— BEGIN —

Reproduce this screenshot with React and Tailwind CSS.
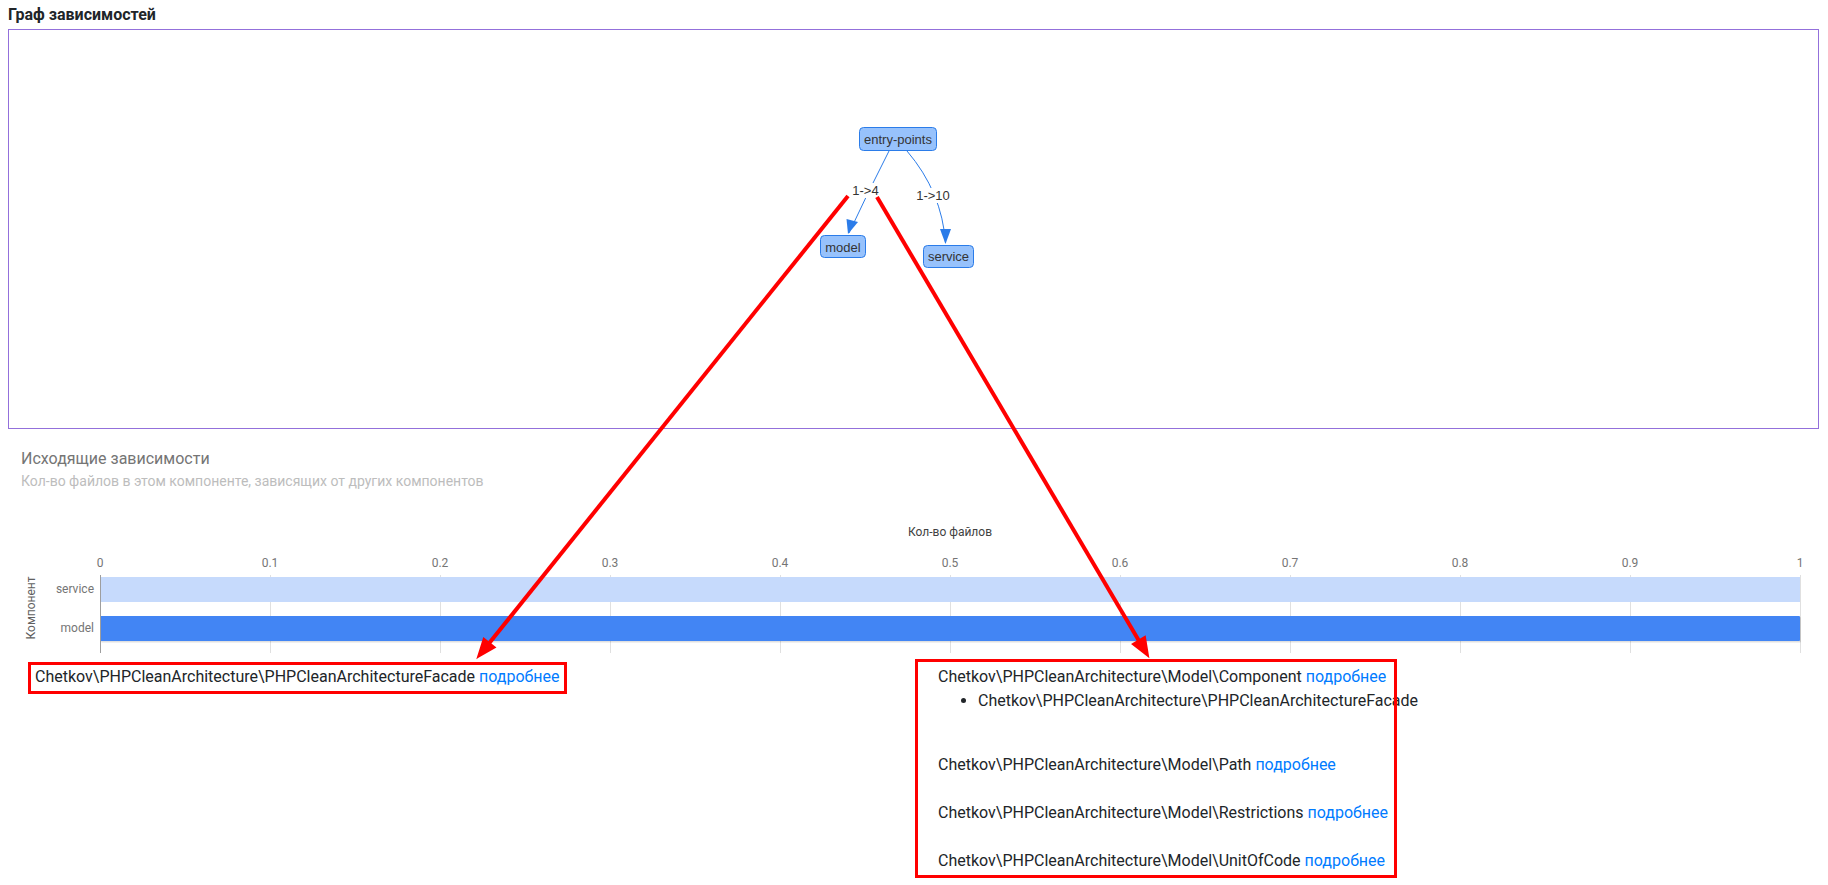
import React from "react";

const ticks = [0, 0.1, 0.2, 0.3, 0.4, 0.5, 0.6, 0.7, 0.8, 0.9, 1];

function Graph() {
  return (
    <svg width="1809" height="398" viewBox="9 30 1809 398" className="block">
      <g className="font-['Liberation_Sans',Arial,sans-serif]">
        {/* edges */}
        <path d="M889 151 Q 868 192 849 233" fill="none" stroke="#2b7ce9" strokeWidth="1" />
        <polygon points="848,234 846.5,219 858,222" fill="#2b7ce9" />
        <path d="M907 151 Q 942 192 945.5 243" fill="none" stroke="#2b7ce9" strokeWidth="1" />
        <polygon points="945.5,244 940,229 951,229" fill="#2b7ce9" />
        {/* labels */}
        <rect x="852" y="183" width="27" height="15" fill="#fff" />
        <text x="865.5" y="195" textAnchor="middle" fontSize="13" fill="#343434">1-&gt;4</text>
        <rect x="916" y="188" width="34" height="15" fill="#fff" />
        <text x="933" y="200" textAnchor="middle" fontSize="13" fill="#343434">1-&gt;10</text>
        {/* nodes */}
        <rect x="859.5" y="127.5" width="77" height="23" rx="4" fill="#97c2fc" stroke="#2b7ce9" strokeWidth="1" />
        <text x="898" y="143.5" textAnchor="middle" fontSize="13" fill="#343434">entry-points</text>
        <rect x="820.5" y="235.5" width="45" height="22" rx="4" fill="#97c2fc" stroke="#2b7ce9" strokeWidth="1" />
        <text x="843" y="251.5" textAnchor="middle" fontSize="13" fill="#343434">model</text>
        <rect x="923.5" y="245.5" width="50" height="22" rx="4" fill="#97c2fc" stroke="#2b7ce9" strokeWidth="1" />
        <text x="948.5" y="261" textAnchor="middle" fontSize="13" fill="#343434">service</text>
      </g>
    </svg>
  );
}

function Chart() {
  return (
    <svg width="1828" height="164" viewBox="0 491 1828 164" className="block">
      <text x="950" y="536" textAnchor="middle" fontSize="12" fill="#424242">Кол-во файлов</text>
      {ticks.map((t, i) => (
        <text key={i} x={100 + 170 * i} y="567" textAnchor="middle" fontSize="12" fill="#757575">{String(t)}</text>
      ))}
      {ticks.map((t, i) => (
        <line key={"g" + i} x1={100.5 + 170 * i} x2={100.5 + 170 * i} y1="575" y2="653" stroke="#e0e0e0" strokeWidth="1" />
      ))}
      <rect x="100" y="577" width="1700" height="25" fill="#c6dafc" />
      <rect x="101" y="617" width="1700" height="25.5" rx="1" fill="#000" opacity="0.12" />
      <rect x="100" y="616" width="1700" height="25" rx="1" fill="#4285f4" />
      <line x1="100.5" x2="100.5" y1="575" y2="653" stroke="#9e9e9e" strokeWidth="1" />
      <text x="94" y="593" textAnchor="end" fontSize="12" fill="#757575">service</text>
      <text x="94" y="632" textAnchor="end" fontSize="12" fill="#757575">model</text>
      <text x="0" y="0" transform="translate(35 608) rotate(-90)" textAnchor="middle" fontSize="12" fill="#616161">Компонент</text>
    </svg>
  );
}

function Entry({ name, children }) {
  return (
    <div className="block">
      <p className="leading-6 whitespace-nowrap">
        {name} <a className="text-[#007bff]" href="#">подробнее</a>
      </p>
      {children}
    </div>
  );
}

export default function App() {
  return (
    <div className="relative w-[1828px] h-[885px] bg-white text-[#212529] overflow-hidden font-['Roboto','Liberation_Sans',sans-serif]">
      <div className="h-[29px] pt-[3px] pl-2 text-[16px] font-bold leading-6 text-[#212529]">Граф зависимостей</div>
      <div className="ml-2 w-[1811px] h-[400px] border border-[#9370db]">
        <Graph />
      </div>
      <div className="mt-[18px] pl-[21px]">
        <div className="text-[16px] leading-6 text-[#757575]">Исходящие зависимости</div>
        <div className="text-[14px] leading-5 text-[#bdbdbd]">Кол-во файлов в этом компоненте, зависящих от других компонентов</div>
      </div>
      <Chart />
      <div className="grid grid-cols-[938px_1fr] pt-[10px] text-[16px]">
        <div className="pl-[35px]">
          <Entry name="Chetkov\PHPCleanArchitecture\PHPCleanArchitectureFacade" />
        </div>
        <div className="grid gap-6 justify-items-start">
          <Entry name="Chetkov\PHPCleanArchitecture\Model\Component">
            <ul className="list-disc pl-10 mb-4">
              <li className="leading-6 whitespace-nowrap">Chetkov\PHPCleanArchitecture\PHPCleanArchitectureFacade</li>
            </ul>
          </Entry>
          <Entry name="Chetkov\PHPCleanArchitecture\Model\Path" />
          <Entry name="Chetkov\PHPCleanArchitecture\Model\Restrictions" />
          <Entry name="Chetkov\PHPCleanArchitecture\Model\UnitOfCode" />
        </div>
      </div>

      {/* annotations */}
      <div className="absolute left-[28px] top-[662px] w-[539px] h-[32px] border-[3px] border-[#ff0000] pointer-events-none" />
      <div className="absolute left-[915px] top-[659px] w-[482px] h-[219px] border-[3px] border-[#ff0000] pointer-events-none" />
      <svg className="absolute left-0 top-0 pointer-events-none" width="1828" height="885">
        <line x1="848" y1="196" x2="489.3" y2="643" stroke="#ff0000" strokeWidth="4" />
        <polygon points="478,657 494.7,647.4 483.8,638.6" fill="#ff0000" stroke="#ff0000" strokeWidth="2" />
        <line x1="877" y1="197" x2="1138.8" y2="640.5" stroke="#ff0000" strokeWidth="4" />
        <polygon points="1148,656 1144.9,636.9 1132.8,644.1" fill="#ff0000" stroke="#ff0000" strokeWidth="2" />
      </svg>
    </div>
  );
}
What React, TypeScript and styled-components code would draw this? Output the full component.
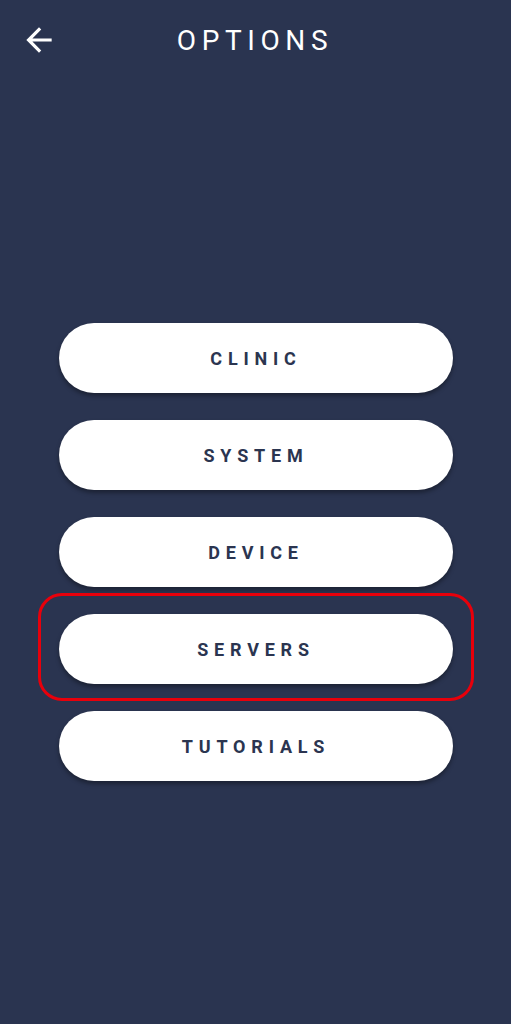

— END —

Problem to work on
Set the lines above down again, word for word, from the first through the one containing "0.8, 0.9, 1];"; pictures excluded.

Task response
Reproduce this screenshot with React and Tailwind CSS.
import React from "react";

const ticks = [0, 0.1, 0.2, 0.3, 0.4, 0.5, 0.6, 0.7, 0.8, 0.9, 1];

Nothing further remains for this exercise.